This study is the second in the British Council Validation Series to focus on investigating test comparability. These studies aim to contribute to the theoretical framework for carrying out such comparability studies by using the socio-cognitive model for language test validation to design a multimethod data collection and analysis approach. In particular, an important part of both studies has been the use of detailed content analysis approaches to build a construct definition to inform interpretation of other sources of data, particularly quantitative data analysis evidence. This research focus is also informed by, and contributes to, the importance of localisation within the theoretical framework of test development and validation which has been at the centre of the Aptis test development approach from the beginning (see O’Sullivan, 2015a, O’Sullivan and Dunlea, 2015).
This particular study, as with Wu et al. (2016), reports on a comparability study of two EFL proficiency tests which use an international proficiency framework, the Common European Framework of Reference for Languages (CEFR), as an important source of feedback for test takers. The two tests in this study are VSTEP, a pen-and-paper test in Vietnam targeting CEFR levels B1 to C1, and APTIS, an international computer-based test targeting CEFR levels A1 to B2. The VSTEP is recognised by universities in Vietnam as certification of English proficiency for the purpose of meeting graduation requirements stipulated by the Ministry of Education. Aptis is used for a range of purposes in international settings, including by higher education institutions in EFL contexts.

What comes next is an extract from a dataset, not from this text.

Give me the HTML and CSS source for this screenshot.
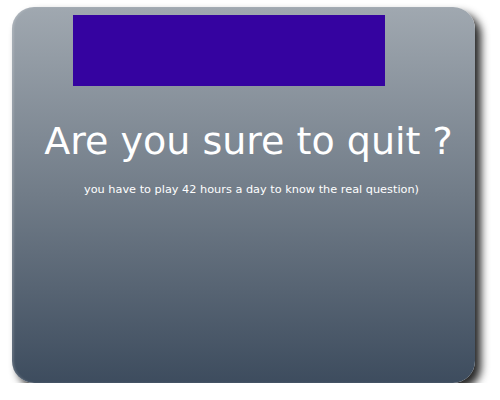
FILE: index.html
```html
<!DOCTYPE html>
<html lang="en">
<head>
<title>Quit</title>
<meta charset="utf-8">
<link rel="stylesheet" href="styles.css">
</head>
<body>

<div class="dialog">
  <div class="banner"></div>
  <h1 class="question">Are you sure to quit ?</h1>
  <p class="hint">you have to play 42 hours a day to know the real question)</p>
</div>

</body>
</html>
```

FILE: styles.css
```css
* {
  box-sizing: border-box;
}

body {
  margin: 0;
  background: #ffffff;
  font-family: "DejaVu Sans", sans-serif;
}

/* Main dialog panel */
.dialog {
  margin: 7px 0 0 12px;
  width: 463px;
  height: 376px;
  padding-top: 8px;
  border-radius: 22px;
  background: linear-gradient(to bottom, #a0a8b0 0%, #717c88 50%, #3d4c5e 100%);
  box-shadow: inset 2px 0 2px rgba(255, 255, 255, 0.15), 6px 6px 9px rgba(0, 0, 0, 0.85);
}

.banner {
  margin-left: 61px;
  width: 312px;
  height: 71px;
  background: #3503a0;
}

.question {
  margin: 33px 0 0 0;
  padding-left: 10px;
  text-align: center;
  font-size: 38px;
  font-weight: normal;
  color: #ffffff;
}

.hint {
  margin: 20px 0 0 0;
  padding-left: 16px;
  text-align: center;
  font-size: 11.3px;
  color: #ffffff;
}
```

This study reports on both a smaller scale pilot phase at one university to trial the methodology before describing the main phase in which over 400 test takers at three universities in different regions took both tests. The socio-cognitive model for language test development and validation was used to design a multi-method approach. Statistical analysis of test scores includes factor analysis, as well as a concurrent Rasch analysis to place test items from both tests on a common scale. In addition, a comprehensive pro forma, utilising categories drawn from the socio-cognitive model and the growing body of CEFR alignment studies, was developed to evaluate the constructs targeted by both tests. Questionnaire data from test takers also offers interesting insights into the attitudes of the university students regarding such aspects as differences in delivery mode for the productive skills.